For temperate migrants like these guys, who spend the winter not that far south of here, the breeding season starts early and many are already fledging young. Meanwhile, tropical migrants such as many of the warblers are only just starting to establish territories and build nests. We’ll be starting our MAPS visits this week and will get to see a lot more baby birds in the next little while. I do look forward to the fieldwork, for that and other reasons. It’s too bad it requires getting up so early!


The book tour recap, part 1

Seabrooke Leckie speaking in Dearborn, MI

(A [somewhat unflattering] candid photo of me giving the very first presentation of the tour, taken by Darrin O’Brien at the Dearborn, MI, event) 

So here’s the post series on the moth guide book tour, finally! I didn’t actually take very many photos while I was gone, and in retrospect I wish I’d taken more. At the time I was fully occupied with just running the events and enjoying myself, and not too worried about photos. I figured other people would probably take some, and travel photos end up just sitting around once you get home anyway. So a lot of the images I’m using will come from other folks (I’ll link where I can), and a few events won’t have any.

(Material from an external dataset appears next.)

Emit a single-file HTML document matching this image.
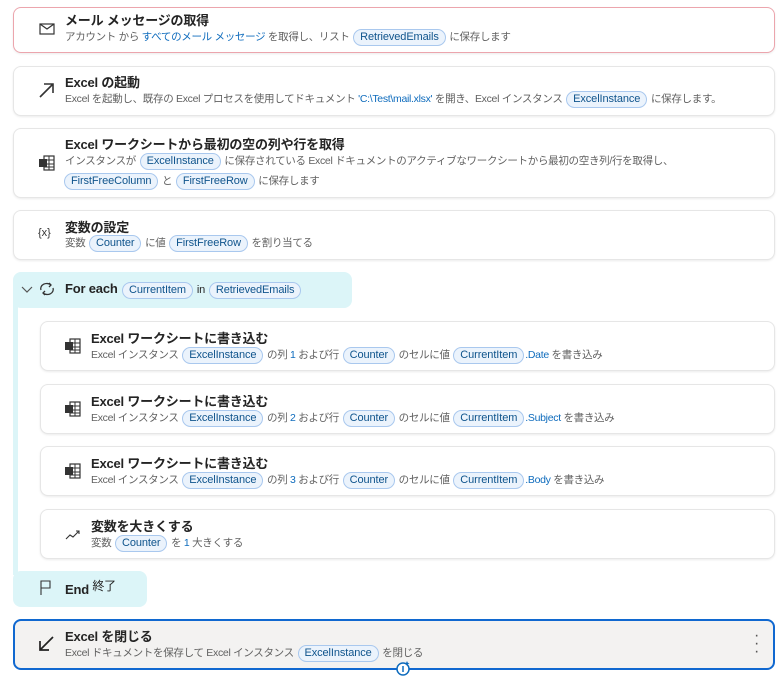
<!DOCTYPE html>
<html><head><meta charset="utf-8"><style>
*{margin:0;padding:0;box-sizing:border-box}
body{width:781px;height:686px;background:#fff;font-family:"Liberation Sans","Noto Sans CJK JP",sans-serif;color:#242424;position:relative;overflow:hidden}
.c{position:absolute;background:#fff;border:1px solid #e6e6e6;border-radius:8px;box-shadow:0 1px 2px rgba(0,0,0,.08)}
.t{position:absolute;font-size:13px;font-weight:bold;white-space:nowrap;color:#242424;letter-spacing:-0.2px}
.d{position:absolute;font-size:10.5px;color:#616161;white-space:nowrap;letter-spacing:-0.3px}
.p{display:inline-block;border:1px solid #a9c8ee;background:#ebf3fc;color:#0f548c;border-radius:9px;padding:0 6px;line-height:15px;font-size:11px;letter-spacing:-0.1px;margin:0 1px}
.b{color:#0f6cbd}
.i{position:absolute;width:18px;height:18px}
</style></head><body>

<div class="c" style="left:13px;top:7px;width:762px;height:46px;border-color:#eca5ad"></div>
<svg class="i" style="left:38px;top:20px" viewBox="0 0 18 18"><rect x="2" y="4" width="14" height="10" fill="none" stroke="#333" stroke-width="1.2"/><path d="M2 4l7 5 7-5" fill="none" stroke="#333" stroke-width="1.2"/></svg>
<div class="t" style="left:65px;top:10px">メール メッセージの取得</div>
<div class="d" style="left:65px;top:29px">アカウント から <span class="b">すべてのメール メッセージ</span> を取得し、リスト <span class="p">RetrievedEmails</span> に保存します</div>

<div class="c" style="left:13px;top:66px;width:762px;height:50px"></div>
<svg class="i" style="left:37px;top:81px" viewBox="0 0 18 18"><path d="M3 16L16 3M7 3h9v9" fill="none" stroke="#333" stroke-width="1.6"/></svg>
<div class="t" style="left:65px;top:72px">Excel の起動</div>
<div class="d" style="left:65px;top:91px">Excel を起動し、既存の Excel プロセスを使用してドキュメント <span class="b">'C:\Test\mail.xlsx'</span> を開き、Excel インスタンス <span class="p">ExcelInstance</span> に保存します。</div>

<div class="c" style="left:13px;top:128px;width:762px;height:70px"></div>
<svg class="i" style="left:38px;top:154px" viewBox="0 0 18 18"><rect x="6" y="2" width="10" height="14" fill="none" stroke="#333" stroke-width="1.2"/><path d="M6 6h10M6 10h10M6 13h10M11 2v14" stroke="#333" stroke-width="1"/><rect x="1" y="5" width="8" height="8" fill="#333"/></svg>
<div class="t" style="left:65px;top:134px">Excel ワークシートから最初の空の列や行を取得</div>
<div class="d" style="left:65px;top:153px">インスタンスが <span class="p">ExcelInstance</span> に保存されている Excel ドキュメントのアクティブなワークシートから最初の空き列/行を取得し、</div>
<div class="d" style="left:63px;top:173px"><span class="p">FirstFreeColumn</span> と <span class="p">FirstFreeRow</span> に保存します</div>

<div class="c" style="left:13px;top:210px;width:762px;height:50px"></div>
<div style="position:absolute;left:38px;top:227px;font-size:11px;color:#333">{x}</div>
<div class="t" style="left:65px;top:217px">変数の設定</div>
<div class="d" style="left:65px;top:235px">変数 <span class="p">Counter</span> に値 <span class="p">FirstFreeRow</span> を割り当てる</div>

<div style="position:absolute;left:13px;top:272px;width:339px;height:36px;background:#dcf5f8;border-radius:8px"></div>
<div style="position:absolute;left:13px;top:300px;width:5px;height:275px;background:#dcf5f8"></div>
<svg class="i" style="left:18px;top:280px" viewBox="0 0 18 18"><path d="M4 7l5 5 5-5" fill="none" stroke="#555" stroke-width="1.2"/></svg>
<svg class="i" style="left:38px;top:280px" viewBox="0 0 18 18"><path d="M3 10a6 5 0 0 1 10-5M15 8a6 5 0 0 1-10 5M11 3l2 2-2 2M7 11l-2 2 2 2" fill="none" stroke="#333" stroke-width="1.3"/></svg>
<div class="t" style="left:65px;top:281px">For each <span class="p" style="font-weight:normal">CurrentItem</span><span style="font-weight:normal;font-size:11px"> in </span><span class="p" style="font-weight:normal">RetrievedEmails</span></div>

<div class="c" style="left:40px;top:321px;width:735px;height:50px"></div>
<svg class="i" style="left:64px;top:337px" viewBox="0 0 18 18"><rect x="6" y="2" width="10" height="14" fill="none" stroke="#333" stroke-width="1.2"/><path d="M6 6h10M6 10h10M6 13h10M11 2v14" stroke="#333" stroke-width="1"/><rect x="1" y="5" width="8" height="8" fill="#333"/></svg>
<div class="t" style="left:91px;top:328px">Excel ワークシートに書き込む</div>
<div class="d" style="left:91px;top:347px">Excel インスタンス <span class="p">ExcelInstance</span> の列 <span class="b">1</span> および行 <span class="p">Counter</span> のセルに値 <span class="p">CurrentItem</span><span class="b">.Date</span> を書き込み</div>

<div class="c" style="left:40px;top:384px;width:735px;height:50px"></div>
<svg class="i" style="left:64px;top:400px" viewBox="0 0 18 18"><rect x="6" y="2" width="10" height="14" fill="none" stroke="#333" stroke-width="1.2"/><path d="M6 6h10M6 10h10M6 13h10M11 2v14" stroke="#333" stroke-width="1"/><rect x="1" y="5" width="8" height="8" fill="#333"/></svg>
<div class="t" style="left:91px;top:391px">Excel ワークシートに書き込む</div>
<div class="d" style="left:91px;top:410px">Excel インスタンス <span class="p">ExcelInstance</span> の列 <span class="b">2</span> および行 <span class="p">Counter</span> のセルに値 <span class="p">CurrentItem</span><span class="b">.Subject</span> を書き込み</div>

<div class="c" style="left:40px;top:446px;width:735px;height:50px"></div>
<svg class="i" style="left:64px;top:462px" viewBox="0 0 18 18"><rect x="6" y="2" width="10" height="14" fill="none" stroke="#333" stroke-width="1.2"/><path d="M6 6h10M6 10h10M6 13h10M11 2v14" stroke="#333" stroke-width="1"/><rect x="1" y="5" width="8" height="8" fill="#333"/></svg>
<div class="t" style="left:91px;top:453px">Excel ワークシートに書き込む</div>
<div class="d" style="left:91px;top:472px">Excel インスタンス <span class="p">ExcelInstance</span> の列 <span class="b">3</span> および行 <span class="p">Counter</span> のセルに値 <span class="p">CurrentItem</span><span class="b">.Body</span> を書き込み</div>

<div class="c" style="left:40px;top:509px;width:735px;height:50px"></div>
<svg class="i" style="left:64px;top:526px" viewBox="0 0 18 18"><path d="M2 13l4-4 3 2 6-6M12 5h3v3" fill="none" stroke="#333" stroke-width="1.1"/></svg>
<div class="t" style="left:91px;top:516px">変数を大きくする</div>
<div class="d" style="left:91px;top:535px">変数 <span class="p">Counter</span> を <span class="b">1</span> 大きくする</div>

<div style="position:absolute;left:13px;top:571px;width:134px;height:36px;background:#dcf5f8;border-radius:8px"></div>
<svg class="i" style="left:38px;top:579px" viewBox="0 0 18 18"><path d="M3 16V2h9v7H3" fill="none" stroke="#333" stroke-width="1.1"/></svg>
<div class="t" style="left:65px;top:581px">End <span style="font-weight:normal;font-size:12px;position:relative;top:-4px">終了</span></div>

<div class="c" style="left:13px;top:619px;width:762px;height:51px;background:#f3f2f1;border:2px solid #1068d0;box-shadow:none"></div>
<svg class="i" style="left:37px;top:635px" viewBox="0 0 18 18"><path d="M16 2L3 15M3 6v9h9" fill="none" stroke="#222" stroke-width="1.7"/></svg>
<div class="t" style="left:65px;top:626px">Excel を閉じる</div>
<div class="d" style="left:65px;top:645px">Excel ドキュメントを保存して Excel インスタンス <span class="p">ExcelInstance</span> を閉じる</div>
<div style="position:absolute;left:754px;top:632px;font-size:16px;color:#555;line-height:8px">·<br>·<br>·</div>
<svg style="position:absolute;left:395px;top:660px" width="16" height="16" viewBox="0 0 16 16"><circle cx="8" cy="9" r="6" fill="#fff" stroke="#0f6cbd" stroke-width="1.5"/><path d="M8 6v6" stroke="#0f6cbd" stroke-width="1.5"/><path d="M12 1l.8 1.7 1.7.8-1.7.8L12 6l-.8-1.7L9.5 3.5l1.7-.8z" fill="#0f6cbd"/></svg>
</body></html>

I had a fabulous time on this trip. I met a lot of awesome people, made a bunch of new friends, saw a pile of great moths, and overall had a really good time. Thanks to all of my hosts for inviting me out (and, often, feeding me and/or putting me up) and to all the people who attended for their enthusiasm.

Dearborn, MI: April 29
The tour got off to a great start with this first event at the Environmental Interpretive Center at the University of Michigan-Dearborn, co-hosted by the Rouge River Bird Observatory which operates out of the EIC. I got to meet longtime online-friends Julie Craves (of the RRBO) and her husband Darrin O’Brien, who took me to dinner and helped me with the evening, along with the EIC’s director, Richard Simek. The Dearborn crowd were my guinea pigs for the presentation I was doing on the tour, but everyone seemed gratifyingly interested. We were expecting cool temperatures and were pleasantly surprised when the afternoon turned out to be beautiful and sunny, and pleasantly warm. I’d been so worried that we’d have near-freezing temperatures and no moths in the evening, but I needn’t have fretted – we had a good selection of things come in, given the early date, and I think everyone had a good time. Julie wrote up a summary of the evening, complete with photos, on the Rouge River Bird Observatory’s blog.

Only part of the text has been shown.